The keepers have the following functions:

• checkUpkeep()

  This function is called off-chain by chainlink every block to check if any action could be performed, and if so, calls performUpKeep(). It loops the last 25 proposals/payloads and checks if any action could be performed on the proposal/payload. If any action could be performed, it checks 25 more proposals to be confident. In case any actions could be performed, it stores them in an array of struct ActionWithId[], which contains the id of the proposal/payload and the action to perform and returns true with the ActionWithId[] encoded in params.

• performUpkeep()

  This function is called by chainlink when checkUpKeep() returns true with the params containing ids and actions to perform. The performUpKeep() revalidates again if the actions can be performed. The actions are always executed in order from the first proposal/payload to the last. If any action could be performed, it calls the appropriate contract to perform the action.

  Note:

  • A maximum of 25 actions are returned by checkUpKeep() to execute. If there are more actions, they will be performed in the next block by the keeper.

  • For voting chain keeper, we also perform the register roots action for the block hash only once and flag it, as it requests data off-chain to submit roots and to avoid calling it multiple times.

Gas Capped Robots:

Similar to the governance robots ExecutionChainRobotKeeper, GovernanceChainRobotKeeper, VotingChainRobotKeeper with an additional functionality of executing actions only when the current network gas price is under the configured gas price. The robot uses chainlink fast-gas feed to fetch the current network gas prices. Since chainlink fast-gas feed is currently only available on mainnet, the gas-capped robots will be used only on ethereum.

Gelato Gas Capped Robots:

Extending the gas capped feature on robots which is used to limit the execution on actions based on network gas prices, Gelato Gas Capped Robots is intended to be used via Gelato functions. The major difference from Gas Capped Robots which are used on chainlink automation is that on Gelato Gas Capped Robots we use tx.gasprice to fetch the current network gas price instead of the chainlink fast gas feed as Gelato natively supports tx.gasprice in their checker function.

Aave CL Robot Operator:

The contract to perform admin actions on the Aave Robot Keepers.

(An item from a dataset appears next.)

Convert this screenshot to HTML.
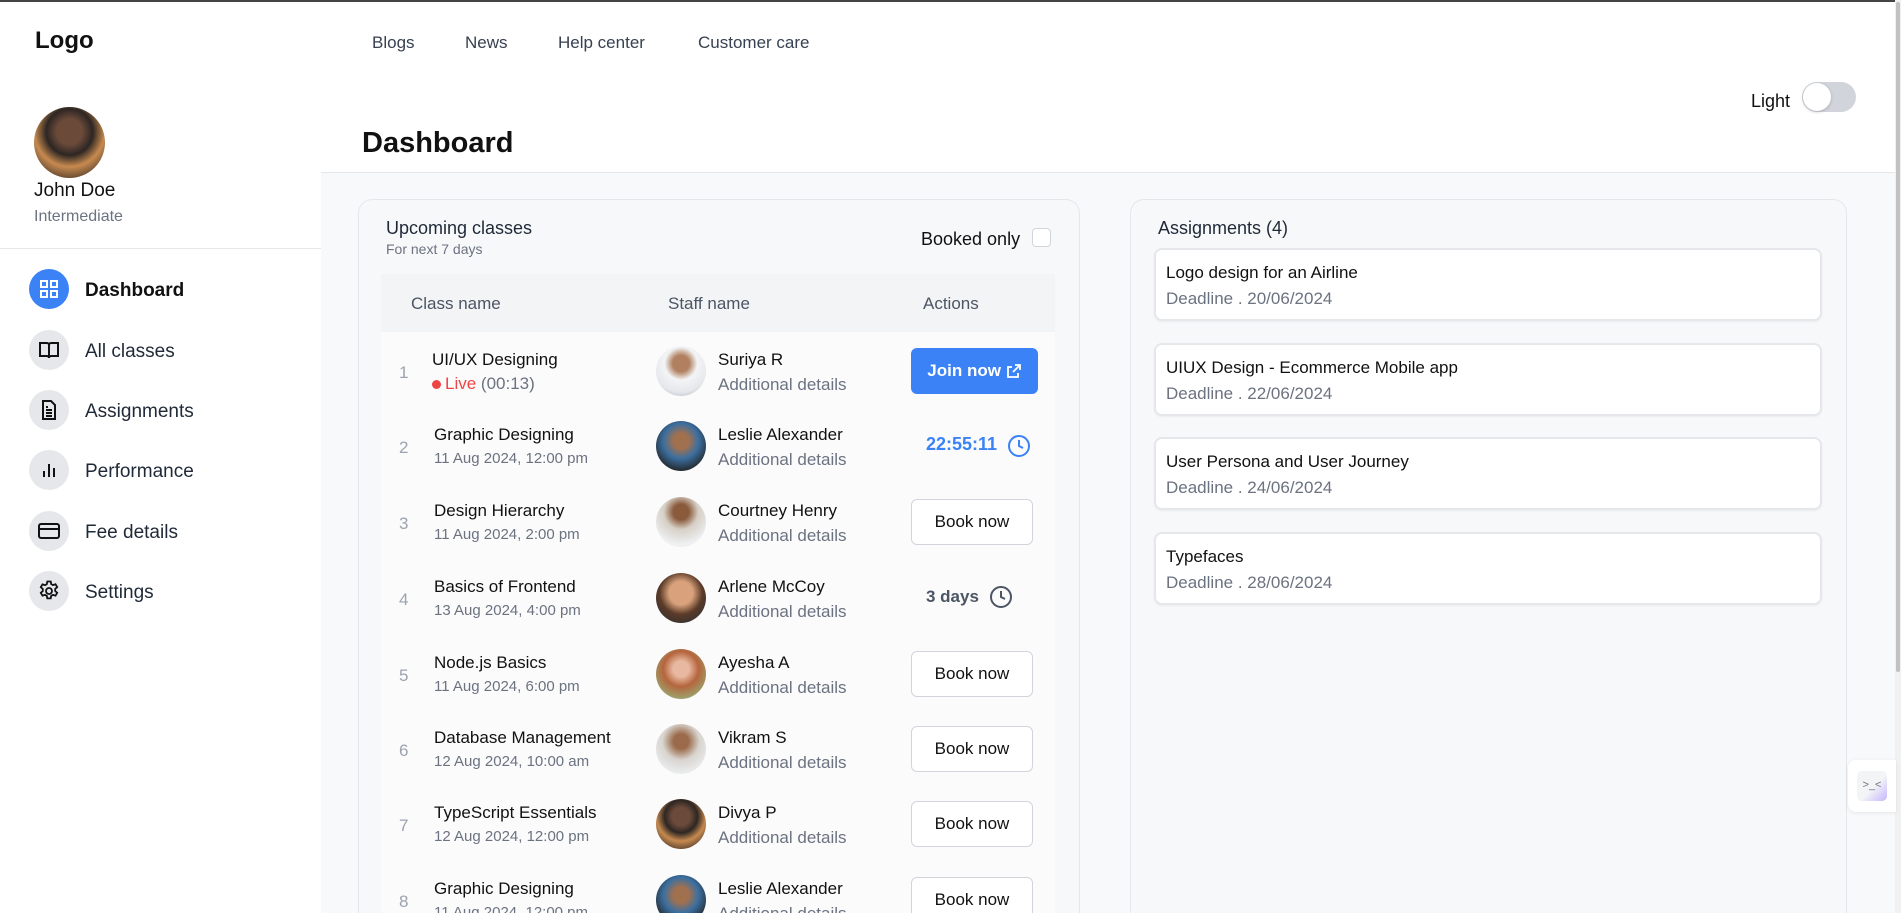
<!DOCTYPE html>
<html style="overflow:hidden;width:1901px;height:913px"><head><meta charset="utf-8"><style>
*{box-sizing:border-box;margin:0;padding:0}
body{width:1901px;height:913px;overflow:hidden;background:#fff;font-family:"Liberation Sans",sans-serif;color:#111;position:relative}
.a{position:absolute;white-space:nowrap}
.nav{font-size:17px;color:#374151;top:33px}
.ic{position:absolute;left:29px;width:40px;height:40px;border-radius:50%;background:#e5e7eb;display:flex;align-items:center;justify-content:center}
.it{position:absolute;left:85px;font-size:19px;color:#1f2937}
.row{position:absolute;left:381px;width:674px;height:75px}
.num{position:absolute;left:18px;top:29px;color:#9ca3af;font-size:17px}
.cn{position:absolute;left:53px;top:16px;font-size:17px;color:#111}
.cs{position:absolute;left:53px;top:41px;font-size:15px;color:#6b7280}
.av{position:absolute;left:275px;top:12px;width:50px;height:50px;border-radius:50%}
.sn{position:absolute;left:337px;top:16px;font-size:17px;color:#111}
.sd{position:absolute;left:337px;top:41px;font-size:17px;color:#6b7280}
.bk{position:absolute;left:530px;top:14px;width:122px;height:46px;border:1px solid #d1d5db;border-radius:6px;background:#fff;font-size:17px;display:flex;align-items:center;justify-content:center;color:#111}
.as{position:absolute;left:1154px;width:668px;height:73px;background:#fff;border:2px solid #e5e7eb;border-radius:8px;box-shadow:0 1px 2px rgba(0,0,0,.05)}
.as .t{position:absolute;left:10px;top:13px;font-size:17px;color:#111}
.as .d{position:absolute;left:10px;top:39px;font-size:17px;color:#6b7280}
</style></head><body>
<div class="a" style="left:0;top:0;width:1901px;height:2px;background:#444"></div>
<div class="a" style="left:35px;top:27px;font-size:24px;font-weight:bold">Logo</div>
<div class="a nav" style="left:372px">Blogs</div>
<div class="a nav" style="left:465px">News</div>
<div class="a nav" style="left:558px">Help center</div>
<div class="a nav" style="left:698px">Customer care</div>

<div class="a" style="left:34px;top:107px;width:71px;height:71px;border-radius:50%;background:radial-gradient(circle at 50% 35%,#6b4a3a 0 22%,#2d2623 40%,#c78a4f 60%,#3a2c25 90%)"></div>
<div class="a" style="left:34px;top:180px;font-size:19px;color:#111">John Doe</div>
<div class="a" style="left:34px;top:208px;font-size:16px;color:#6b7280">Intermediate</div>
<div class="a" style="left:0;top:248px;width:321px;height:1px;background:#e5e7eb"></div>

<div class="ic" style="top:269px;background:#3b82f6"><svg width="22" height="22" viewBox="0 0 22 22" fill="none" stroke="#fff" stroke-width="2"><rect x="3" y="3" width="6" height="6"/><rect x="13" y="3" width="6" height="6"/><rect x="3" y="13" width="6" height="6"/><rect x="13" y="13" width="6" height="6"/></svg></div>
<div class="it" style="top:280px;font-weight:bold;color:#111">Dashboard</div>
<div class="ic" style="top:330px"><svg width="22" height="22" viewBox="0 0 22 22" fill="none" stroke="#111" stroke-width="2"><path d="M2 4h7a2 2 0 0 1 2 2v13a2 2 0 0 0-2-2H2zM20 4h-7a2 2 0 0 0-2 2v13a2 2 0 0 1 2-2h7z"/></svg></div>
<div class="it" style="top:341px">All classes</div>
<div class="ic" style="top:390px"><svg width="22" height="22" viewBox="0 0 22 22" fill="none" stroke="#111" stroke-width="2"><path d="M5 2h8l4 4v14H5zM8 11h6M8 14h6M8 17h6M8 8h2"/></svg></div>
<div class="it" style="top:401px">Assignments</div>
<div class="ic" style="top:450px"><svg width="22" height="22" viewBox="0 0 22 22" fill="none" stroke="#111" stroke-width="2"><path d="M6 18v-6M11 18V5M16 18v-9"/></svg></div>
<div class="it" style="top:461px">Performance</div>
<div class="ic" style="top:511px"><svg width="24" height="22" viewBox="0 0 24 22" fill="none" stroke="#111" stroke-width="2"><rect x="2" y="4" width="20" height="14" rx="2"/><path d="M2 9h20"/></svg></div>
<div class="it" style="top:522px">Fee details</div>
<div class="ic" style="top:571px"><svg width="24" height="24" viewBox="0 0 24 24" fill="none" stroke="#111" stroke-width="1.8"><circle cx="12" cy="12" r="3"/><path d="M10.3 2.5h3.4l.5 2.6 1.8 1 2.5-.9 1.7 2.9-2 1.8v2.1l2 1.8-1.7 2.9-2.5-.9-1.8 1-.5 2.6h-3.4l-.5-2.6-1.8-1-2.5.9-1.7-2.9 2-1.8V10l-2-1.8 1.7-2.9 2.5.9 1.8-1z"/></svg></div>
<div class="it" style="top:582px">Settings</div>

<div class="a" style="left:321px;top:172px;width:1574px;height:741px;background:#f8f9fb;border-top:1px solid #e5e7eb"></div>
<div class="a" style="left:362px;top:127px;font-size:29px;font-weight:bold">Dashboard</div>
<div class="a" style="left:1751px;top:91px;font-size:18px">Light</div>
<div class="a" style="left:1802px;top:82px;width:54px;height:30px;border-radius:15px;background:#d1d5db"></div>
<div class="a" style="left:1803px;top:83px;width:28px;height:28px;border-radius:50%;background:#fff;box-shadow:0 1px 3px rgba(0,0,0,.2)"></div>
<div class="a" style="left:1895px;top:0;width:6px;height:913px;background:#f1f1f1"></div>
<div class="a" style="left:1896px;top:2px;width:4px;height:670px;background:#c1c1c1;border-radius:2px"></div>

<!-- left card -->
<div class="a" style="left:358px;top:199px;width:722px;height:714px;border:1px solid #e5e7eb;border-bottom:none;border-radius:14px 14px 0 0;background:#f7f8fa;overflow:hidden">
</div>
<div class="a" style="left:386px;top:218px;font-size:18px;color:#1f2937">Upcoming classes</div>
<div class="a" style="left:386px;top:241px;font-size:14px;color:#6b7280">For next 7 days</div>
<div class="a" style="left:921px;top:229px;font-size:18px">Booked only</div>
<div class="a" style="left:1032px;top:228px;width:19px;height:19px;border:1px solid #d1d5db;border-radius:4px;background:#fff"></div>
<div class="a" style="left:381px;top:274px;width:674px;height:58px;background:#f3f4f6"></div>
<div class="a" style="left:411px;top:294px;font-size:17px;color:#4b5563">Class name</div>
<div class="a" style="left:668px;top:294px;font-size:17px;color:#4b5563">Staff name</div>
<div class="a" style="left:923px;top:294px;font-size:17px;color:#4b5563">Actions</div>
<div class="a" style="left:381px;top:332px;width:674px;height:581px;background:#fbfbfc"></div>

<div class="row" style="top:334px"><div class="num">1</div><div class="cn" style="left:51px">UI/UX Designing</div><div class="cs" style="left:51px;top:40px;font-size:17px"><span style="display:inline-block;width:9px;height:9px;border-radius:50%;background:#ef4444;margin-right:4px"></span><span style="color:#ef4444">Live</span> (00:13)</div><div class="av" style="background:radial-gradient(circle at 50% 35%,#b08060 0 20%,#f3f4f6 40%,#e5e7eb 70%,#9ca3af)"></div><div class="sn">Suriya R</div><div class="sd">Additional details</div><div class="a" style="left:530px;top:14px;width:127px;height:46px;background:#3b82f6;border-radius:6px;color:#fff;font-size:17px;font-weight:bold;display:flex;align-items:center;justify-content:center">Join now&nbsp;<svg width="16" height="16" viewBox="0 0 16 16" fill="none" stroke="#fff" stroke-width="1.8"><path d="M9 2h5v5M14 2L7 9M12 10v4H2V4h4"/></svg></div></div>
<div class="row" style="top:409px"><div class="num">2</div><div class="cn">Graphic Designing</div><div class="cs">11 Aug 2024, 12:00 pm</div><div class="av" style="background:radial-gradient(circle at 50% 40%,#a0704f 0 20%,#3b6fa0 45%,#222 80%)"></div><div class="sn">Leslie Alexander</div><div class="sd">Additional details</div><div class="a" style="left:545px;top:25px;color:#3b82f6;font-weight:bold;font-size:18px">22:55:11</div><div class="a" style="left:626px;top:25px"><svg width="24" height="24" viewBox="0 0 24 24" fill="none" stroke="#3b82f6" stroke-width="2"><circle cx="12" cy="12" r="10"/><path d="M12 6v6l4 2"/></svg></div></div>
<div class="row" style="top:485px"><div class="num">3</div><div class="cn">Design Hierarchy</div><div class="cs">11 Aug 2024, 2:00 pm</div><div class="av" style="background:radial-gradient(circle at 50% 30%,#8a5a3c 0 18%,#d6cfc5 40%,#eef0f2 75%)"></div><div class="sn">Courtney Henry</div><div class="sd">Additional details</div><div class="bk">Book now</div></div>
<div class="row" style="top:561px"><div class="num">4</div><div class="cn">Basics of Frontend</div><div class="cs">13 Aug 2024, 4:00 pm</div><div class="av" style="background:radial-gradient(circle at 50% 40%,#d9a27c 0 30%,#5a3a28 55%,#333 85%)"></div><div class="sn">Arlene McCoy</div><div class="sd">Additional details</div><div class="a" style="left:545px;top:26px;color:#4b5563;font-weight:bold;font-size:17px">3 days</div><div class="a" style="left:608px;top:24px"><svg width="24" height="24" viewBox="0 0 24 24" fill="none" stroke="#4b5563" stroke-width="2"><circle cx="12" cy="12" r="10"/><path d="M12 6v6l4 2"/></svg></div></div>
<div class="row" style="top:637px"><div class="num">5</div><div class="cn">Node.js Basics</div><div class="cs">11 Aug 2024, 6:00 pm</div><div class="av" style="background:radial-gradient(circle at 50% 40%,#e8b9a0 0 20%,#b5653d 45%,#9aa870 80%)"></div><div class="sn">Ayesha A</div><div class="sd">Additional details</div><div class="bk">Book now</div></div>
<div class="row" style="top:712px"><div class="num">6</div><div class="cn">Database Management</div><div class="cs">12 Aug 2024, 10:00 am</div><div class="av" style="background:radial-gradient(circle at 50% 35%,#9a6a4a 0 18%,#d8d4cf 45%,#eceef0 80%)"></div><div class="sn">Vikram S</div><div class="sd">Additional details</div><div class="bk">Book now</div></div>
<div class="row" style="top:787px"><div class="num">7</div><div class="cn">TypeScript Essentials</div><div class="cs">12 Aug 2024, 12:00 pm</div><div class="av" style="background:radial-gradient(circle at 50% 35%,#6b4a3a 0 22%,#2d2623 40%,#c78a4f 60%,#3a2c25 90%)"></div><div class="sn">Divya P</div><div class="sd">Additional details</div><div class="bk">Book now</div></div>
<div class="row" style="top:863px;height:50px;overflow:hidden"><div class="num">8</div><div class="cn">Graphic Designing</div><div class="cs">11 Aug 2024, 12:00 pm</div><div class="av" style="background:radial-gradient(circle at 50% 40%,#a0704f 0 20%,#3b6fa0 45%,#222 80%)"></div><div class="sn">Leslie Alexander</div><div class="sd">Additional details</div><div class="bk">Book now</div></div>

<!-- right card -->
<div class="a" style="left:1130px;top:199px;width:717px;height:714px;border:1px solid #e5e7eb;border-bottom:none;border-radius:14px 14px 0 0;background:#f7f8fa"></div>
<div class="a" style="left:1158px;top:218px;font-size:18px;color:#1f2937">Assignments (4)</div>
<div class="as" style="top:248px"><div class="t">Logo design for an Airline</div><div class="d">Deadline . 20/06/2024</div></div>
<div class="as" style="top:343px"><div class="t">UIUX Design - Ecommerce Mobile app</div><div class="d">Deadline . 22/06/2024</div></div>
<div class="as" style="top:437px"><div class="t">User Persona and User Journey</div><div class="d">Deadline . 24/06/2024</div></div>
<div class="as" style="top:532px"><div class="t">Typefaces</div><div class="d">Deadline . 28/06/2024</div></div>

<div class="a" style="left:1848px;top:760px;width:48px;height:52px;background:#fff;border-radius:8px 0 0 8px;box-shadow:0 1px 4px rgba(0,0,0,.08)"></div>
<div class="a" style="left:1857px;top:771px;width:30px;height:30px;border-radius:5px;background:linear-gradient(135deg,#f3f4f6 55%,#c4b5fd);font-size:11px;color:#6b7280;text-align:center;line-height:28px">&gt;_&lt;</div>
</body></html>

Note: The Robot Operator contract is configured to be upgradable by the governance, in order to be compatible with future interface changes on chainlink registry contract.

• register():

  Called by the governance level 1 executor (owner) to register the Chainlink Keeper with the admin of the keeper as the operator contract.

• cancel():

  Called by the governance level 1 executor (owner) to cancel the Chainlink Keeper.

• migrate():

  Called by the governance level 1 executor (owner) to migrate all the robots from the old chainlink version to the newer one.

• withdrawLink():

  Can be called in a permissionless way by anyone to withdraw link from the Chainlink Keeper to the Aave Collector. Note that we can only withdraw link after a keeper has been canceled and 50 blocks have passed after being canceled.

• setGasLimit():

  Called by the governance level 1 executor (owner) / robot guardian to set the max gas limit for execution by the Chainlink Keeper.

• setTriggerConfig():

  Called by the governance level 1 executor (owner) / robot guardian to set the trigger config if it is a event based robot.

• refillKeeper():

  Can be called in a permissionless way by anyone to refill the keeper with link tokens for gas. Note that the sender has to approve link tokens to the operator contract first in order to refill the Chainlink Keeper.

• setWithdrawAddress():

  Called by the governance level 1 executor (owner), to set the withdraw address which is initially set to the Aave Collector, which is used to receive link after canceling and withdrawing funds from the Chainlink Keeper.

• setRegistry():

  Called by the governance level 1 executor (owner) to set the new chainlink registry contract.

• setRegistrar():

  Called by the governance level 1 executor (owner) to set the new chainlink registrar contract.

API Consumer Contract:

The chainlink API consumer-compatible smart contracts are deployed on the voting chain networks to request data off-chain by calling the respective APIs to register the roots for the voting tokens.

The consumer contract contains the following functions:

• requestSubmitRoots()

  This function is called by the voting chain keeper, which sends requests to register the roots for the voting tokens. It requests the backend off-chain to get transaction call data containing the roots from the governance chain.

• fulfillSubmitRoots()

  This function is a callback function called by the chainlink node operators containing the response from the API requested. The response includes the call data containing the roots of voting tokens from the governance chain in the form of call data for the following functions of the DataWarehouse contract: processStorageRoot(), processStorageSlot()

  Using the call data response returned, this function then registers the roots of the above functions on the data warehouse contract.